Наличие имен сам по себе факт невероятный. Лично я не могу вспомнить еще одну историческую выставку, на которой о каждом (!) изображенном человеке на каждой из 200 фотографий была бы точная информация. Да что там выставка! Взять хотя бы альбомы бабушек и дедушек - многих ли, помимо собственных родных, вы узнаете? Здесь люди, которых после 1945-го, когда в Маньчжурию вошли советские войска, история рассеяла по земле, вспоминали имена сельчан. Мужчин, умерших или отправленных в лагеря; женщин с детьми, что оставались или ехали за ними; тех, кто перебирался дальше - в Австралию, в Штаты. Воспоминания выживших детей, их матерей записывались в 2005-2007 годах на трех континентах. Но каковы же должны были быть отношения в селе, чтобы и 60 лет спустя среди жителей не оказалось безымянных?

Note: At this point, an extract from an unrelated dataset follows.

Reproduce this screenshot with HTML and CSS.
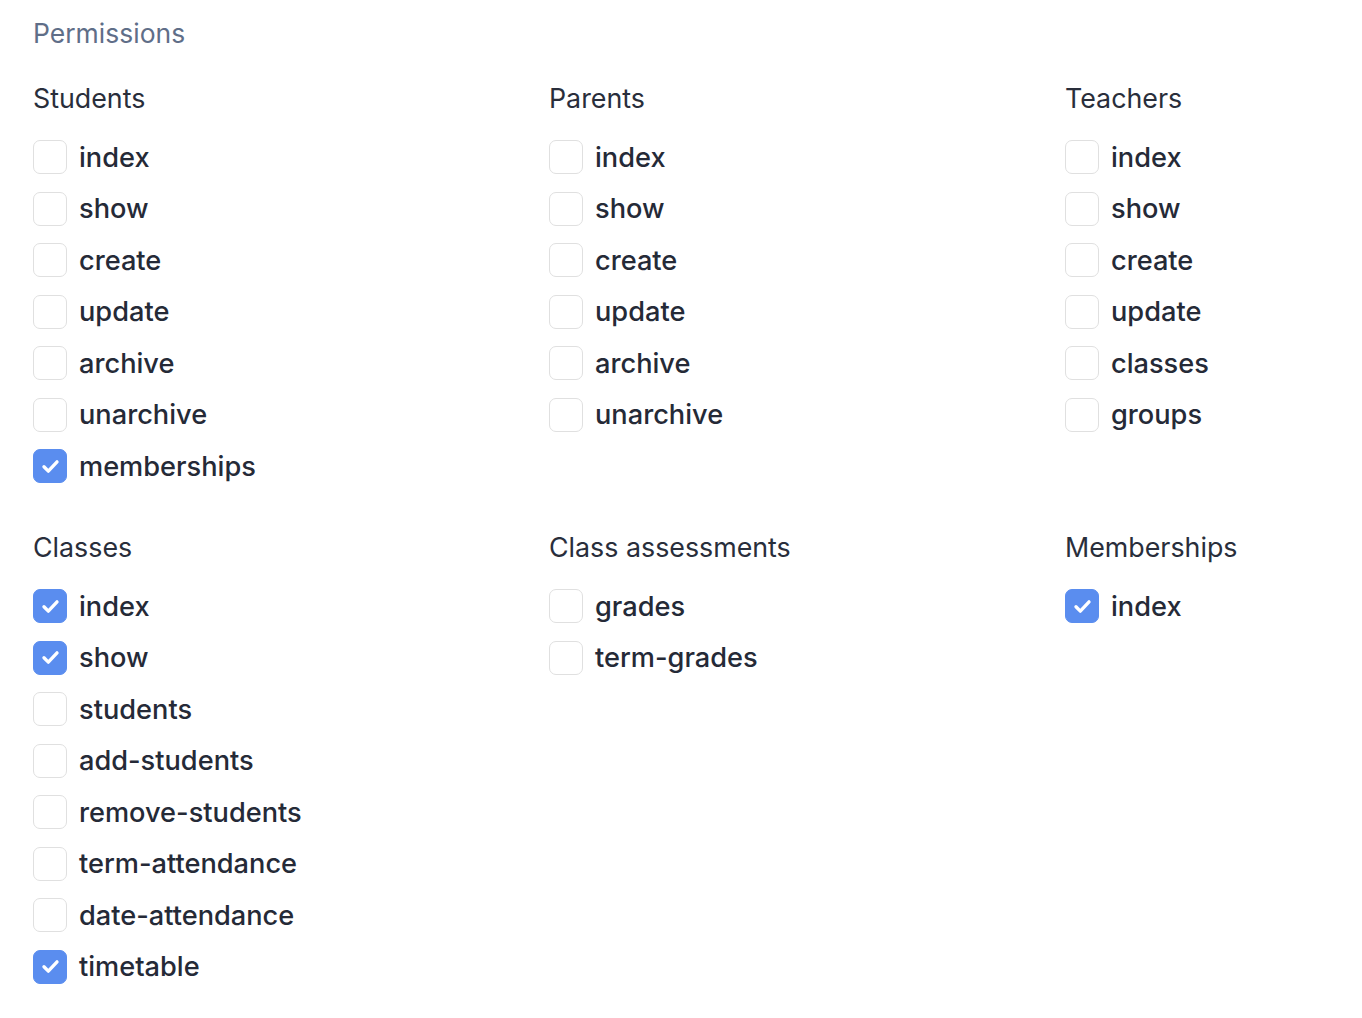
FILE: index.html
```html
<!DOCTYPE html>
<html lang="en">

<head>
  <meta charset="UTF-8">
  <meta name="viewport" content="width=device-width, initial-scale=1.0">
  <title>Permissions</title>
  <link rel="stylesheet" href="styles.css">
</head>

<body>
  <div class="permissions">
    <h2 class="title">Permissions</h2>

    <div class="grid">
      <!-- Students -->
      <div class="group">
        <h3>Students</h3>
        <ul>
          <li><span class="box"></span>index</li>
          <li><span class="box"></span>show</li>
          <li><span class="box"></span>create</li>
          <li><span class="box"></span>update</li>
          <li><span class="box"></span>archive</li>
          <li><span class="box"></span>unarchive</li>
          <li><span class="box checked"><svg viewBox="0 0 20 20"><path d="M5.5 10.2l3 3 6-6.4" /></svg></span>memberships</li>
        </ul>
      </div>

      <!-- Parents -->
      <div class="group">
        <h3>Parents</h3>
        <ul>
          <li><span class="box"></span>index</li>
          <li><span class="box"></span>show</li>
          <li><span class="box"></span>create</li>
          <li><span class="box"></span>update</li>
          <li><span class="box"></span>archive</li>
          <li><span class="box"></span>unarchive</li>
        </ul>
      </div>

      <!-- Teachers -->
      <div class="group">
        <h3>Teachers</h3>
        <ul>
          <li><span class="box"></span>index</li>
          <li><span class="box"></span>show</li>
          <li><span class="box"></span>create</li>
          <li><span class="box"></span>update</li>
          <li><span class="box"></span>classes</li>
          <li><span class="box"></span>groups</li>
        </ul>
      </div>

      <!-- Classes -->
      <div class="group">
        <h3>Classes</h3>
        <ul>
          <li><span class="box checked"><svg viewBox="0 0 20 20"><path d="M5.5 10.2l3 3 6-6.4" /></svg></span>index</li>
          <li><span class="box checked"><svg viewBox="0 0 20 20"><path d="M5.5 10.2l3 3 6-6.4" /></svg></span>show</li>
          <li><span class="box"></span>students</li>
          <li><span class="box"></span>add-students</li>
          <li><span class="box"></span>remove-students</li>
          <li><span class="box"></span>term-attendance</li>
          <li><span class="box"></span>date-attendance</li>
          <li><span class="box checked"><svg viewBox="0 0 20 20"><path d="M5.5 10.2l3 3 6-6.4" /></svg></span>timetable</li>
        </ul>
      </div>

      <!-- Class assessments -->
      <div class="group">
        <h3>Class assessments</h3>
        <ul>
          <li><span class="box"></span>grades</li>
          <li><span class="box"></span>term-grades</li>
        </ul>
      </div>

      <!-- Memberships -->
      <div class="group">
        <h3>Memberships</h3>
        <ul>
          <li><span class="box checked"><svg viewBox="0 0 20 20"><path d="M5.5 10.2l3 3 6-6.4" /></svg></span>index</li>
        </ul>
      </div>
    </div>
  </div>
</body>

</html>
```

FILE: styles.css
```css
* {
  margin: 0;
  padding: 0;
  box-sizing: border-box;
}

li {
  list-style-type: none;
}

body {
  background-color: #fff;
  font-family: Inter, "Noto Sans", sans-serif;
  color: #262b38;
}

.permissions {
  padding: 16px 0 0 33px;
}

.title {
  font-size: 26.5px;
  font-weight: 400;
  line-height: 34px;
  color: #5f6e88;
}

.grid {
  display: grid;
  grid-template-columns: 516px 516px 1fr;
  row-gap: 47px;
  margin-top: 31px;
}

.group h3 {
  font-size: 26.8px;
  font-weight: 400;
  line-height: 34px;
  color: #292e3b;
}

.group ul {
  display: flex;
  flex-direction: column;
  gap: 17.5px;
  margin-top: 25px;
}

.group li {
  display: flex;
  align-items: center;
  gap: 12px;
  height: 34px;
  font-size: 27.2px;
  font-weight: 500;
  color: #252a37;
}

.box {
  display: flex;
  align-items: center;
  justify-content: center;
  width: 34px;
  height: 34px;
  border: 1.5px solid #e0e0e0;
  border-radius: 7px;
  background-color: #fff;
}

.box.checked {
  border-color: #5a8def;
  background-color: #5a8def;
}

.box svg {
  width: 29px;
  height: 29px;
  fill: none;
  stroke: #fff;
  stroke-width: 2.3;
  stroke-linecap: round;
  stroke-linejoin: round;
}
```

Видео: Сергей Куксин/ РГ |
Но дело не только в прочности, крепости людских отношений, в особом типе общности, где единство - залог выживания. Они все были единомышленниками, и, судя по комментариям к некоторым снимкам, даже жениться на чужой девушке, в смысле - не из староверов, молодой человек не мог, если община его не поддерживала. Дело, видимо, не только в закрытости традиционного уклада. По крайней мере, литовки для кузницы выписывали аж из Австрии. С изумлением узнаешь, что одна из крестьянок, Елена Исаевна Калугина, "у нас за переводчика была". И японцы, от молодых ученых до начальника японской военной миссии Сикай-сана, в гостях у крестьян бывали часто.
Любопытство японцев к русским крестьянам объяснялось прежде всего интересом к Маньчжурии. Они собирались селить на этой земле своих крестьян, а климат был суровый. И как разумные стратеги изучали опыт русских переселенцев. Ямадзоэ Сабуро объяснял: "Нас, японских ученых, больше всего поражала невероятная жизнеспособность, изобретательность староверов-романовцев, без чего совершенно невозможно было бы выжить в суровом климате Маньчжурии".
Неизвестно, понимали ли мужчины, какая в перспективе заваривается вокруг крутая каша. Видя в поселке японских генералов, не могли не понимать. Тем более что после Первой мировой военный опыт у многих был. Собственно, от бесконечной войны в Европе и России они и уехали сюда, "на сопки Маньчжурии". На одной из фотографий мы видим Исая Дмитриевича Фролова. Дед Исай успел хлебнуть лиха. Убегая из немецкого плена, три дня скрывался в холодном озере, через соломинку дышал... Нет, эти мужики за свою жизнь навоевались досыта.
Что они ощущали, эти охотники, земледельцы, ясно видя, что сбежать от войны, по-видимому, не удастся? Что крестьянского рая и на "сопках Маньчжурии" не построить, хотя они и на тигра умеют ходить, и ульи ставить, и овес сеять... У них, конечно, была надежда остаться в стороне. Хотя бы тем же объектом для изучения сельскохозяйственного уклада. Только бы не оказаться втянутыми в очередную мировую заваруху - уже в Азии. Спасти семьи.
В какой момент сельская идиллия с хороводами оборачивается исторической драмой? Понятно, что в 1945-м наступила уже ее развязка. Романовка в Маньчжурии, последний русский Китеж, оказалась меж трех огней - Советами, китайцами и японцами. Она осталась в глубинах ХХ века, где-то там, на сопках Маньчжурии. И - на фотографиях, бережно сохраненных японскими учеными. Благодаря им мы можем увидеть жителей Романовки. Узнать их имена и истории. И поразиться удивительно красивым лицам людей, сохранивших в "безумный век" здравое сердце, достоинство и свободу.